When Wife and I started talking about our 25th wedding anniversary and what we might do to celebrate (having only modestly celebrated the previous 24, if at all), I very pragmatically explained to her that, although it would be nice to go somewhere, the house would need all kinds of repairs this year (we’ve deferred about all we can defer) and we still have six years of college tuition ahead of us. In other words, not going to happen.

She gave me that previously described look a number of times and eventually presented me with an envelope in which she had saved a significant amount of cash, which we will use to go on a Mediterranean cruise in October. So, good for her – she knows I would have never taken that kind of initiative – and Happy Anniversary to us.

###############################################

What is the secret to a happy marriage?

Well, I could espouse a number of theories. A friend told me once not to “major in the minors.” I took that advice to heart, and I think it makes great sense.

I know that I am inherently selfish and have a certain amount of prejudices. I’m not proud of that. But as I’ve lived with another person for 25 years, I have learned what a joy it is to let go of so much of that. It is really fun, and preferable, to defer to my soul mate. I love seeing her happy. And I know she feels the same about me.

No, we don’t agree on everything and, in fact, we disagree on many things. But, when all the dust settles, does it really matter? Not usually. I think we both understand that.

I think our common faith has a great deal to do with our commitment. I know that when we each said, “I do,” our Heavenly Father said, “I do too.” We take that seriously.

In the early years of our marriage we were involved, through our church, in a number of studies about marriage and God’s supposed “blueprint” for it. Funny thing was, the more I got into it, the less I believed in a specific formula as much as a desire on God’s part that we observe His directive to love each other and strive to have pure hearts and attitudes, with His help. Today I am much more concerned with that than how we might fulfill some rigid roles of husband and wife.

I realize that participating in intentional projects and reading commentaries on being a faithful spouse is helpful to some – and please understand I am not in any way putting it down – but for me it was tedious and way too mechanical. I have learned tons more in the past 25 years of marriage by just going through the day-to-day than I ever did from any of that.

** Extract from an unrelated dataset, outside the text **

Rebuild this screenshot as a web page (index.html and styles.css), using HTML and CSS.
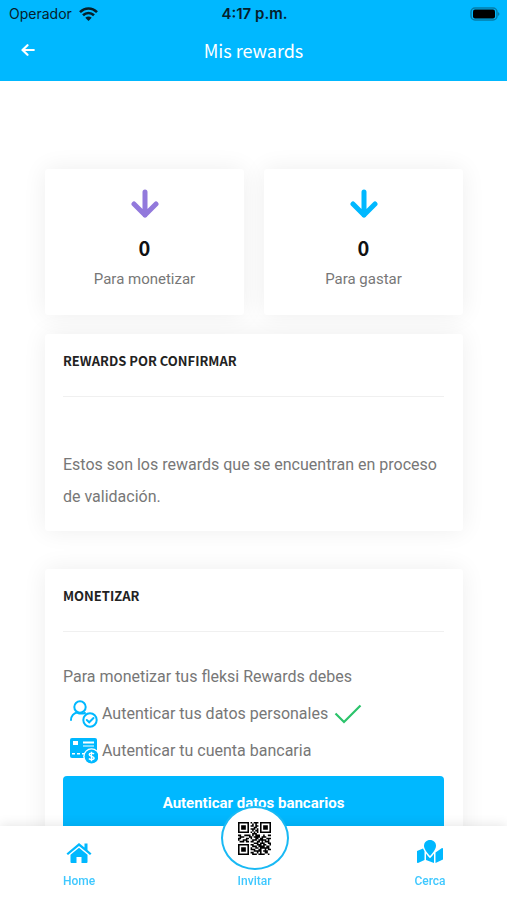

As a young lawyer I occasionally practiced in the domestic relations area and would receive referrals from friends and fellow church members. I would at times come upon spouses – both husbands and wives – who I believe totally distorted the Scriptures to try and justify the divorce settlements they thought they deserved. That annoyed me.

What still baffles me to this day are the scores of folks in the Evangelical world who are so quick to quote Ephesians 5:22, “Wives, submit to your husbands . . . ,” but act as if the immediately preceding verse, Ephesians 5:21, the one that says, “Submit to EACH OTHER,” is not even there. No such thing as mutual submission, they say. Hmm, that’s sure not the way I read it.

And there, I believe, you have it. No, I don’t know of any secret to a happy or successful marriage, but I think much of the success in any relationship, especially a marriage, comes down to a mutual deference and submission to each other as the Apostle Paul described in his letter to the Ephesians. He stated it similarly in Romans when he said that we should “give preference to one another in honor.” Both Wife and I are imperfect people and we will not always achieve that, but we stand a greater chance of being content in our relationship when we try.

And it helps, as my friend said, not to major in the minors.

###############################################

Happy 25th, Honey. I miss you today. Thanks for a wonderful 25-year ride.

I’ll see you on board in October.

Tuesday, August 4, 2009

Another transition

"Summer" -- the summer that is defined as the young folks being out of school, having a more relaxed or flexible schedule, having Daughter home from college, having Younger Son at camp, having friends of both here at late hours, making road trips to baseball games -- ends early around here.

Today Daughter and I load up (and when I say "load" I mean it literally in every sense) and move her back to school, with Rush preparations, then Rush itself, being imminent, then classes starting in a couple of weeks. She will be moving into a brand new dorm this year, one of those apartment-like facilities that I would have gawked at back in the 70s when I moved into a cinder-blocked cell my first year of higher learning. We have our move-in instructions for tomorrow morning and any prayers for patience and understanding on my part are most appreciated.

Younger Son is in his second week of football two-a-days and he starts back to school a week from Thursday. Our supposedly wiser-than-the-parents school officials here believe we need to get an early start, have a break in the fall and finish first semester before Christmas. They have tried, unsuccessfully to push a "balanced calendar," a/k/a year-round school, on us but we have, thankfully, fought them off. Starting mid-August is bad enough and we traditionalists still enjoy the aforementioned rites of summer days and nights.

Wife and I have learned to flex. In the past several years we have gone from having three offspring at home, to two, to one, back to two, back to one . . . I've lost track. Suffice it to say we do a mental headcount every morning and we go with the flow. The doors revolve well and we try to do the same, enjoying whomever, whenever, and trying to keep some semblance of order at the same time, a feat that is never fully achieved. As a mild anal retentive and early-onset curmedgeon, I have to go out on the back porch and take the occasional cleansing breath.

I told Wife recently that I have this idea in my head that I really can slow things down if I try. "Maybe if I sit still for part of every day and just think about things . . . "

She suggested maybe I try a little harder to make the most of moments while they are here, a suggestion full of hidden meaning for me to ponder and a suggestion just chock full of wisdom, as her statements so often are.

Saturday, August 1, 2009

Update

Not to worry! Here's an update on Cash for Clunkers from this morning's paper:

"The wildly popular "Cash for Clunkers" program chugged full steam ahead into the weekend as the U.S. House approved an additional $2 billion for the government-run auto trade-in program on Friday, which a day earlier had almost run out of funds."

You see, all we had to do was let them know!

"Not enough money? Oh my goodness, how did that happen? Here, let's just print a couple more billion. You let us know if you need anymore, OK? "

Just leave it to your friendly Federal Government, folks. They've got your back.